Krueger believes that India faces additional problems with its antiquated and worn-down infrastructure. Because the government must allocate 30% of revenues to interest payments on debt, it does not have enough money to fix roads, railways and other facilities, she says, recalling a 170-mile trip that took her six hours. It’s common to take two weeks for a journey that would take two days in the U.S. “These kinds of things add to [business] costs enormously.”
Despite some regulatory reform, heavy government controls hinder economic growth, she says, noting that India ranked 122nd out of 176 in a World Bank index for ease of doing business. Widespread, government-protected unionization is a problem — not so much because of minimum-wage and pension requirements but because a constant threat of strikes means companies rarely “get control of the production process in any meaningful way,” she says.
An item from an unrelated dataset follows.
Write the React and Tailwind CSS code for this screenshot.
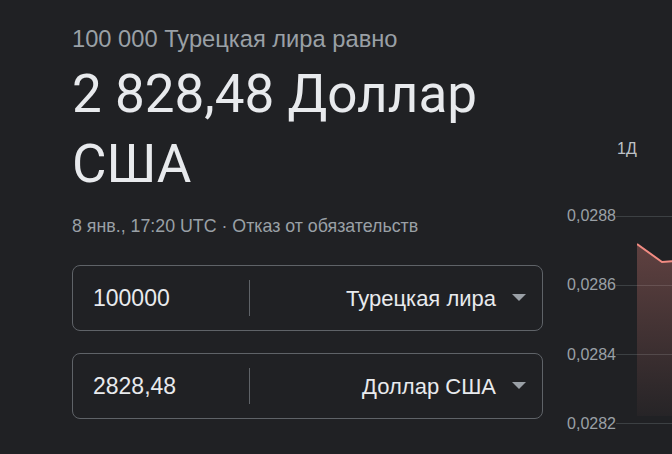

Unfortunately, unions are intertwined with politics, and the government seems to have little stomach for resolving the problems. “The political atmosphere is not entirely reassuring.”
On the other hand, Krueger notes a cause for optimism not found in many other developing countries, where reversals are common: In India, economic advances tend to stick. “We’ve had very good steps so far,” she says. “India has done a lot. It hasn’t always been easy. But there’s a lot to be done.”